Most novelists have a ‘breakthrough’ book, the one that introduces them to a wider public: in the case of Marías it was All Souls (Todas las almas), published in 1989. Offering up the simple pleasures of traditional fiction rather more willingly than some of Marías’s subsequent work, it tells the story of a Spanish academic who comes to Oxford and has an affair with a fellow-tutor, and has some points of contact with the ‘campus novel’ genre so beloved of Anglo-Saxon comic writers. A Heart So White (Corazón tan blanco) followed in 1992, hard on the heels of that success, but there is not much sense here of a writer compromising himself in order to accommodate a larger, less specialized readership. The wisp of a plot can be summarized in a few words – newlywed translator learns the deadly secret behind his father’s three marriages – but it is a more opaque, demanding work than its predecessor. The novel’s long, looping opening sentence sets the agenda at once:
I did not want to know but I have since come to know that one of the girls, when she wasn’t a girl anymore and hadn’t long been back from her honeymoon, went into the bathroom, stood in front of the mirror, unbuttoned her blouse, took off her bra and aimed her own father’s gun at her heart, her father at the time was in the dining room with other members of the family and three guests. (p.3)
Notice, first of all, what a strange, violent temporal journey we make while negotiating the jumble of tenses in that sentence. We start (‘I did not want to know’) at some unspecified point in the past, then (‘have since come to know’) move forward, then (‘when she wasn’t a girl anymore’) rewind even further into the past and then (‘hadn’t long been back from her honeymoon’) locate ourselves a little more exactly within this timeframe, and so on. Any promise of a conventionally linear narrative is immediately shattered, and we are already made aware, subliminally, of one of the novel’s major themes: the evanescence of human experience, the fact that everything belongs to the past as soon as it has happened, the fact that ‘everything is constantly in the process of being lost’.
This might, of course, easily be described as a Proustian theme, and indeed the length and complexity of Marías’s sentences have evoked stylistic comparisons with Proust, as well as with Henry James and Thomas Bernhard. But we would do well to remember that, earlier in his career, Marías had a distinguished parallel life as a translator, and probably his most celebrated translation was his Spanish rendering of Tristram Shandy. Because he is not the most obviously humorous of novelists, it might be tempting to downplay the extent of Marías’s affinities with Laurence Sterne: but they seem to me just as strong as his links with the great twentieth-century European writers. Like Sterne, Marías is prey to a radical scepticism about the novel’s capacity to render the complexity of subjective human experience in anything other than the crudest, most approximate way. Like Sterne, too, he is possessed by the notion that some of the smallest and most fleeting events in our lives are also the most significant; that these events occupy a space in our memories which seems quite out of proportion to their original duration; and that writers must therefore develop ever more inventive strategies that will give such transient but momentous events their narrative due.

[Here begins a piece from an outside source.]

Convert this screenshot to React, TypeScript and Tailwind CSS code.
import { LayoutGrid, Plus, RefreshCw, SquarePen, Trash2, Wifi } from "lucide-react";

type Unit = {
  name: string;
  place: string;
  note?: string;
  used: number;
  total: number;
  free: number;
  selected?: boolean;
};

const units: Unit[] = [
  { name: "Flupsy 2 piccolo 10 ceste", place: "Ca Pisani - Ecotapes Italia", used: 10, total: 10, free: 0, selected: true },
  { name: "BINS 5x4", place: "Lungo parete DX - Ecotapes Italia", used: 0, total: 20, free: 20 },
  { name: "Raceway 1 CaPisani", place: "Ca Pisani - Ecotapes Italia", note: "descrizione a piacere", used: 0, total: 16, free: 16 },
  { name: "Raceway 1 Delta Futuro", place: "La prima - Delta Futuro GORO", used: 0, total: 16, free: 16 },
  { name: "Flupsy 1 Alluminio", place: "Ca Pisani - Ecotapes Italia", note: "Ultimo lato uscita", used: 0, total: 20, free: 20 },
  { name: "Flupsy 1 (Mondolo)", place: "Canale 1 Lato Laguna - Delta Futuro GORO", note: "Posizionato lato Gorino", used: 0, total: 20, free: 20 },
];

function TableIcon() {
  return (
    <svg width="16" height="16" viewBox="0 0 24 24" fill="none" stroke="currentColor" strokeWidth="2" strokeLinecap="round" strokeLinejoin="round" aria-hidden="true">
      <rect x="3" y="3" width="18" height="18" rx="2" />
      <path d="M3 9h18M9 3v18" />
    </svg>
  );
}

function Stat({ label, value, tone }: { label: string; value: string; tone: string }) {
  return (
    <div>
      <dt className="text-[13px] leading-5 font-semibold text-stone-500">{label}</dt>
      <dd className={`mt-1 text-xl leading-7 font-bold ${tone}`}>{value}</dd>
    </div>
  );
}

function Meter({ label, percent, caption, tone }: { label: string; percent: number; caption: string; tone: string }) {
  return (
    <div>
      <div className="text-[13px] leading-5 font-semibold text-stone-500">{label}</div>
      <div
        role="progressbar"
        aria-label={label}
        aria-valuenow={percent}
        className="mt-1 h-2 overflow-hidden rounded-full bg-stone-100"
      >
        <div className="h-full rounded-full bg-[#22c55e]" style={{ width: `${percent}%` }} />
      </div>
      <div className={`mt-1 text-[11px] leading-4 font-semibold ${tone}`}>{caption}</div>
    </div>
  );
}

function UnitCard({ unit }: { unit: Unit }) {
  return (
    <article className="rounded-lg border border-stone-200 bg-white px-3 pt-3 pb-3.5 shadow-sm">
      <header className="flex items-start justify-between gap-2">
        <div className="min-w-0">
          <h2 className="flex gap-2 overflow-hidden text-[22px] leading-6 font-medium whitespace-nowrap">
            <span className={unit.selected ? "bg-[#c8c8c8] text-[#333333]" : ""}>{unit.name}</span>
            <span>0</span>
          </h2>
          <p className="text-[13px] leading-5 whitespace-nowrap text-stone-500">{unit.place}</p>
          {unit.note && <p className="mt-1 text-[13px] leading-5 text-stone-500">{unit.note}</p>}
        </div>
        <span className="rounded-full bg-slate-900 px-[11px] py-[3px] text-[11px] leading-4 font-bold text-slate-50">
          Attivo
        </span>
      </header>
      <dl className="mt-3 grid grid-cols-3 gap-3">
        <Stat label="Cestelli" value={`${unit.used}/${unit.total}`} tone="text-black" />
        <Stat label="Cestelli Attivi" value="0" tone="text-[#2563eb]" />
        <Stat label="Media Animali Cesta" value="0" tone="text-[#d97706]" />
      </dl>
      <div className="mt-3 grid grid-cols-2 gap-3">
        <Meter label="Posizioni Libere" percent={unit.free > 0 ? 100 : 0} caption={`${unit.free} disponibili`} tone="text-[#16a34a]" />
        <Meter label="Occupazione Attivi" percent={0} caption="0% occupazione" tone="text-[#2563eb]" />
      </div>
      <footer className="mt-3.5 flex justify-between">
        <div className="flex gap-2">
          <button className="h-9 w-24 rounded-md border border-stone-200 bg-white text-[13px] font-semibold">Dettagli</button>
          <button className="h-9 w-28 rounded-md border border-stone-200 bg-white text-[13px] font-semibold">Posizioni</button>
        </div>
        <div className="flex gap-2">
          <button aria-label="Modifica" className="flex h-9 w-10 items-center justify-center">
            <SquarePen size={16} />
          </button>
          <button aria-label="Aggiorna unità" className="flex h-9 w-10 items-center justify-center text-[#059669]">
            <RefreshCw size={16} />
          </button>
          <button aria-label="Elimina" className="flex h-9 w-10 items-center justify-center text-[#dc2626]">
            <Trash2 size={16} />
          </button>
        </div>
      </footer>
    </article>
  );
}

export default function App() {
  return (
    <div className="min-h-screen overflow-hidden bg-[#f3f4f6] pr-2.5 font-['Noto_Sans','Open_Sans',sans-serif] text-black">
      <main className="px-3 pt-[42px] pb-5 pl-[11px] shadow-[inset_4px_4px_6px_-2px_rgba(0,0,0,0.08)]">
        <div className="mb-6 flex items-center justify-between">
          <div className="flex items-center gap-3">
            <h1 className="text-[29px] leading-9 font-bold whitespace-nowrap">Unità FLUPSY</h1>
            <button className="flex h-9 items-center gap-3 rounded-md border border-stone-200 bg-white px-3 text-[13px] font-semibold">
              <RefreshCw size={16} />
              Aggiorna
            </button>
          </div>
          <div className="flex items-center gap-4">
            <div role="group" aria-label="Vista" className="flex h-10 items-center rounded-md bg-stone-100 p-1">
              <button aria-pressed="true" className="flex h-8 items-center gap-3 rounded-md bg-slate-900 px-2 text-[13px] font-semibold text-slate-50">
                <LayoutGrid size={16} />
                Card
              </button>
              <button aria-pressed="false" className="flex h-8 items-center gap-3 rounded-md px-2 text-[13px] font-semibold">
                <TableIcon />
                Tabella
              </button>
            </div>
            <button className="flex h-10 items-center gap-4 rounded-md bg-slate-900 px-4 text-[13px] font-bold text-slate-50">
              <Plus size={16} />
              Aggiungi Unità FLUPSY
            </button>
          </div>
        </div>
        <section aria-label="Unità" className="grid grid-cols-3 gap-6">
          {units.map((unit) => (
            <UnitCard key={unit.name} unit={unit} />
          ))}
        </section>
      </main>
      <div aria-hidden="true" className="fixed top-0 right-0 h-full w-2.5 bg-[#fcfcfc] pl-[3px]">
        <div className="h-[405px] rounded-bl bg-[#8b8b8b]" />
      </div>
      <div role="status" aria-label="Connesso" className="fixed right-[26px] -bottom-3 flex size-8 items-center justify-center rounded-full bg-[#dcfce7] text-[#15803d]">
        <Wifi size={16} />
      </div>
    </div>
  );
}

There the resemblance more or less ends: for Marías, unlike Sterne, inclines towards narrative subversions which are po-faced rather than zany or farcical. One of his methods, for instance, is a highly distinctive form of repetition. Many novelists are scared of repetition, assuming that readers will take it for laziness or carelessness. Marías, on the other hand, realizes that our thought processes are often repetitious, and he wants to render this quality as scrupulously as possible. Thus we will find the narrator of A Heart So White reflecting that,
What takes place is identical to what doesn’t take place, what we dismiss or allow to slip by us is identical to what we accept and seize, what we experience identical to what we never try, and yet we spend our lives in a process of choosing and rejecting and selecting, in drawing a line to separate these identical things and make of our story a unique story that we can remember and that can be told. (p.28)

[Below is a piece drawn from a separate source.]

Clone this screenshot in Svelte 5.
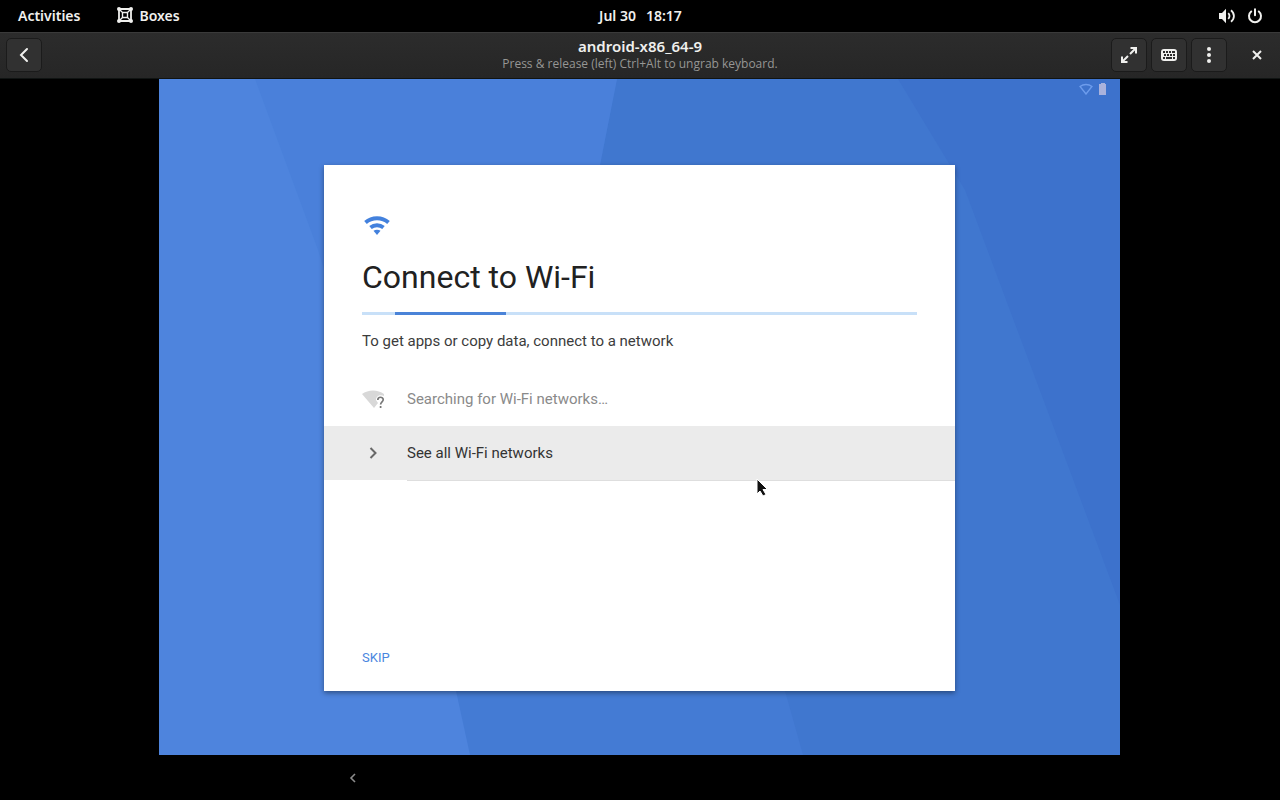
<script lang="ts">
	let progress = { start: 6, length: 20 };

	const title = "android-x86_64-9";
	const hint = "Press & release (left) Ctrl+Alt to ungrab keyboard.";
</script>

<div class="desktop">
	<header class="topbar">
		<nav class="left">
			<button>Activities</button>
			<button class="app">
				<svg width="16" height="16" viewBox="0 0 16 16" fill="none" stroke="currentColor" aria-hidden="true">
					<path stroke-width="1.8" d="M2 2h12v12H2z" />
					<path stroke-width="1.4" d="M5.5 5.5h5v5h-5zM2 2l3.5 3.5M14 2l-3.500 3.500M2 14l3.500-3.500M14 14l-3.500-3.500" />
					<g fill="currentColor" stroke="none">
						<circle cx="2" cy="2" r="2" />
						<circle cx="14" cy="2" r="2" />
						<circle cx="2" cy="14" r="2" />
						<circle cx="14" cy="14" r="2" />
					</g>
				</svg>
				Boxes
			</button>
		</nav>
		<button class="clock"><span>Jul 30</span><span>18:17</span></button>
		<button class="status" aria-label="System menu">
			<svg width="16" height="16" viewBox="0 0 16 16" fill="none" stroke="currentColor" stroke-width="1.8" aria-hidden="true">
				<path fill="currentColor" stroke="none" d="M0 5h3l4-4.300v14.600L3 11H0z" />
				<path d="M9.200 5.200c1.700 1.500 1.700 4.100 0 5.600" />
				<path d="M12 2.200c3.900 3.200 3.900 8.400 0 11.600" />
			</svg>
			<svg width="16" height="16" viewBox="0 0 16 16" fill="none" stroke="currentColor" stroke-width="2" stroke-linecap="round" aria-hidden="true">
				<path d="M8 1.200v6M4.200 3.500a6 6 0 1 0 7.600 0" />
			</svg>
		</button>
	</header>

	<header class="headerbar">
		<div class="side">
			<button class="tool" aria-label="Back">
				<svg width="16" height="16" viewBox="0 0 16 16" fill="none" stroke="currentColor" stroke-width="2" stroke-linecap="round">
					<path d="M11 2L5 8l6 6" />
				</svg>
			</button>
		</div>
		<div class="title">
			<h1>{title}</h1>
			<p>{hint}</p>
		</div>
		<div class="side end">
			<button class="tool" aria-label="Fullscreen">
				<svg width="16" height="16" viewBox="0 0 16 16" fill="none" stroke="currentColor" stroke-width="2">
					<path d="M9 7l6-6M9.500 1H15v5.500M7 9l-6 6M6.500 15H1V9.500" />
				</svg>
			</button>
			<button class="tool" aria-label="Keyboard">
				<svg width="16" height="16" viewBox="0 0 16 16" aria-hidden="true">
					<rect y="2" width="16" height="12" rx="3" fill="currentColor" />
					<path fill="#2c2c2c" d="M2 4h2v2H2zM5 4h2v2H5zM8 4h2v2H8zM11 4h3v2h-3zM3 7h2v2H3zM6 7h2v2H6zM9 7h2v2H9zM12 7h2v2h-2zM2 10h2v2H2zM5 10h6v2H5zM12 10h2v2h-2z" />
				</svg>
			</button>
			<button class="tool" aria-label="Menu">
				<svg width="16" height="16" viewBox="0 0 16 16" fill="currentColor">
					<circle cx="8" cy="2" r="2" />
					<circle cx="8" cy="8" r="2" />
					<circle cx="8" cy="14" r="2" />
				</svg>
			</button>
			<button class="tool close" aria-label="Close">
				<svg width="16" height="16" viewBox="0 0 16 16" fill="none" stroke="currentColor" stroke-width="2">
					<path d="M4 4l8 8M12 4l-8 8" />
				</svg>
			</button>
		</div>
	</header>

	<main class="viewport">
		<div class="screen">
			<svg class="wallpaper" viewBox="0 0 961 676" preserveAspectRatio="none" aria-hidden="true">
				<path fill="#4077cf" d="M0 0h961v676H0z" />
				<path fill="#447bd4" d="M0 0h458l-17 86 185 526 18 64H0z" />
				<path fill="#4a80da" d="M0 0h458l-17 86-80 400H0z" />
				<path fill="#4e84dd" d="M0 0h96l63 171 138 441 14 64H0z" />
				<path fill="#3d72cc" d="M739 0h222v526L806 111z" />
			</svg>

			<div class="android-status">
				<svg width="14" height="12" viewBox="0 0 14 12" fill="none" stroke="#6d9cec" stroke-width="1.4">
					<path d="M1 3.500c3.500-2.600 8.500-2.600 12 0L7 11z" />
				</svg>
				<svg width="8" height="12" viewBox="0 0 8 12" fill="#a9b2dc">
					<path d="M0 1h2V0h4v1h1v11H0z" />
				</svg>
			</div>

			<section class="card">
				<svg class="wifi" width="30" height="26" viewBox="0 0 30 26" fill="none" stroke="#4381dd" stroke-width="4">
					<path d="M3.500 10.500c6.500-5.600 16.500-5.600 23 0" />
					<path d="M8.500 15.500c3.800-3 9.200-3 13 0" />
					<path fill="#4381dd" stroke="none" d="M11.500 18.800c2-1.500 5-1.500 7 0L15 23z" />
				</svg>
				<h2>Connect to Wi-Fi</h2>
				<div class="progress" role="progressbar" aria-label="Searching">
					<div class="bar" style="margin-left: {progress.start}%; width: {progress.length}%"></div>
				</div>
				<p class="intro">To get apps or copy data, connect to a network</p>

				<div class="row searching">
					<svg width="24" height="24" viewBox="0 0 24 24" aria-hidden="true">
						<path fill="#d8d8d8" d="M0 7c6-4.800 16-4.800 22 0v2c-4-2-8 0-8 4l2 3-4 5z" />
						<path fill="none" stroke="#777" stroke-width="1.700" d="M15.800 13c0-3.700 5.400-3.500 5.400-.3 0 2-2.600 2.300-2.600 4.800M18.600 19v2" />
					</svg>
					<span>Searching for Wi-Fi networks…</span>
				</div>
				<button class="row all">
					<svg width="24" height="24" viewBox="0 0 24 24" fill="none" stroke="#686868" stroke-width="2" aria-hidden="true">
						<path d="M8.500 7l5 5-5 5" />
					</svg>
					<span>See all Wi-Fi networks</span>
				</button>
				<hr />

				<button class="skip">SKIP</button>
			</section>
		</div>
	</main>

	<footer class="navbar">
		<button aria-label="Android back">
			<svg width="12" height="12" viewBox="0 0 12 12" fill="none" stroke="#8c8c8c" stroke-width="1.600">
				<path d="M8 2L4 6l4 4" />
			</svg>
		</button>
	</footer>

	<svg class="cursor" width="14" height="20" viewBox="0 0 14 20" fill="#111" stroke="#fff" stroke-width="1" aria-hidden="true">
		<path d="M1 1v15l3-3 3 5 3-1.500-3-5h4.500z" />
	</svg>
</div>

<style>
	:global(body) {
		margin: 0;
		background: #000;
	}

	.desktop {
		position: relative;
		display: flex;
		flex-direction: column;
		min-height: 100vh;
		color: #f0f0ee;
		font-family: "Noto Sans", "Open Sans", sans-serif;
	}

	h1,
	h2,
	p {
		margin: 0;
	}

	button {
		margin: 0;
		padding: 0;
		border: none;
		background: none;
		color: inherit;
		font: inherit;
	}

	svg {
		display: block;
		flex: none;
	}

	.topbar,
	.headerbar {
		display: grid;
		grid-template-columns: 1fr auto 1fr;
		align-items: center;
	}

	.topbar {
		box-sizing: border-box;
		height: 32px;
		padding: 0 17px 2px 18px;
		font-size: 14px;
		font-weight: 600;
	}

	.left,
	.app,
	.clock,
	.status {
		display: flex;
		align-items: center;
	}

	.left {
		gap: 37px;
	}

	.app {
		gap: 6px;
	}

	.clock {
		gap: 10px;
	}

	.status {
		justify-self: end;
		gap: 12px;
		padding-top: 2px;
	}

	.headerbar {
		box-sizing: border-box;
		height: 47px;
		padding: 0 6px 2px;
		border-top: 1px solid #3a3a3a;
		border-bottom: 1px solid #101413;
		background: linear-gradient(#2c2c2c, #262626);
	}

	.title {
		text-align: center;
	}

	.title h1 {
		font-size: 15px;
		line-height: 18px;
		font-weight: 600;
	}

	.title p {
		color: #969694;
		font-family: "Open Sans", "Noto Sans", sans-serif;
		font-size: 12px;
		line-height: 18px;
	}

	.side {
		display: flex;
		gap: 4px;
	}

	.end {
		justify-content: flex-end;
	}

	.tool {
		box-sizing: border-box;
		display: grid;
		place-items: center;
		width: 36px;
		height: 34px;
		border: 1px solid #1b1b1b;
		border-radius: 5px;
		background: #313131;
	}

	.close {
		margin-left: 8px;
		margin-right: -1px;
		border-color: transparent;
		background: none;
	}

	.viewport {
		flex: 1;
		display: grid;
		grid-template-columns: 159fr 961fr 160fr;
	}

	.screen {
		grid-column: 2;
		position: relative;
		display: flex;
		flex-direction: column;
		padding: 0 165px 64px;
		font-family: Roboto, sans-serif;
	}

	.wallpaper {
		position: absolute;
		inset: 0;
		width: 100%;
		height: 100%;
	}

	.android-status {
		position: relative;
		display: flex;
		justify-content: flex-end;
		gap: 6px;
		height: 82px;
		margin-right: -152px;
		padding-top: 4px;
	}

	.card {
		position: relative;
		flex: 1;
		display: flex;
		flex-direction: column;
		padding: 47px 38px 23px;
		background: #fff;
		box-shadow: 0 2px 5px rgba(0, 0, 0, 0.4);
		color: #212121;
	}

	h2 {
		margin-top: 19px;
		font-size: 32px;
		line-height: 40px;
		font-weight: 400;
	}

	.progress {
		margin-top: 15px;
		background: #c8e0f8;
		height: 3px;
	}

	.bar {
		height: 3px;
		background: #4a83d8;
	}

	.intro {
		margin-top: 14px;
		color: #3c3c3c;
		font-size: 15px;
		line-height: 24px;
	}

	.row {
		box-sizing: border-box;
		display: flex;
		align-items: center;
		gap: 21px;
		height: 54px;
		margin: 0 -38px;
		padding: 0 38px;
		font-size: 15px;
		text-align: left;
	}

	.searching {
		margin-top: 19px;
		color: #8a8a8a;
	}

	.all {
		padding-bottom: 1px;
		background: #ebebeb;
		color: #333;
	}

	hr {
		height: 1px;
		margin: 0 -38px 0 45px;
		border: none;
		background: #dedede;
	}

	.skip {
		margin-top: auto;
		align-self: flex-start;
		color: #4a86e0;
		font-size: 13px;
		line-height: 20px;
	}

	.navbar {
		display: flex;
		align-items: center;
		height: 45px;
		padding-left: 347px;
	}

	.cursor {
		position: absolute;
		left: 756px;
		top: 478px;
	}
</style>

Almost two hundred and fifty pages later, when the narrator has overheard a crucial conversation between his wife and his father, and has at last become privy to his father’s secrets, he writes:
Sometimes I have the feeling that what takes place is identical to what doesn’t take place, what we dismiss or allow to slip by us identical to what we accept and seize, what we experience identical to what we never try, and yet we spend our lives in a process of choosing and rejecting and selecting, in drawing a line to separate these identical things and make of our story a unique story that we can remember and that can be recounted, either now or at the end of time, and thus can be erased or swept away, the annulment of everything we are and do. (p.272)
Among other things, there is a certain rueful world-weariness about this technique: one of the things Marías is trying to tell the reader, it seems, is that no matter how much we experience, no matter how shocking or intense our experiences are, we remain locked within the same patterns of thought and reflection. One usually closes a Marías novel with the sense that human experience is immutable, and that people themselves rarely change. The precedent, again, might come from Sterne, although again Marías expresses the idea calmly and regretfully, with little of Sterne’s cavorting humour.
The notion that ‘what we experience is identical to what we never try’ has another consequence: not for Marías’s characters, this time, but for his literary aesthetic. It makes him sceptical of the line dividing fiction from non-fiction: a scepticism he shares with many other European writers poised on the cusp of the twentieth and twenty-first centuries. Two obvious examples might be Milan Kundera (whose books were, as our narrator is somewhat tiredly aware, highly fashionable at the time when A Heart So White was written) and W. G. Sebald. Like Sebald, Marías likes to include photographs in his fictions (there are photographs in both All Souls and Your Face Tomorrow), leaving the reader with nagging uncertainties as to whether they are real or fake. And, like Sebald, he is just as interested – more interested, it might be argued – in reflection and analysis than he is in narration. A typical Marías sentence might begin with the description of an event, but this act of telling will rapidly morph into something discursive.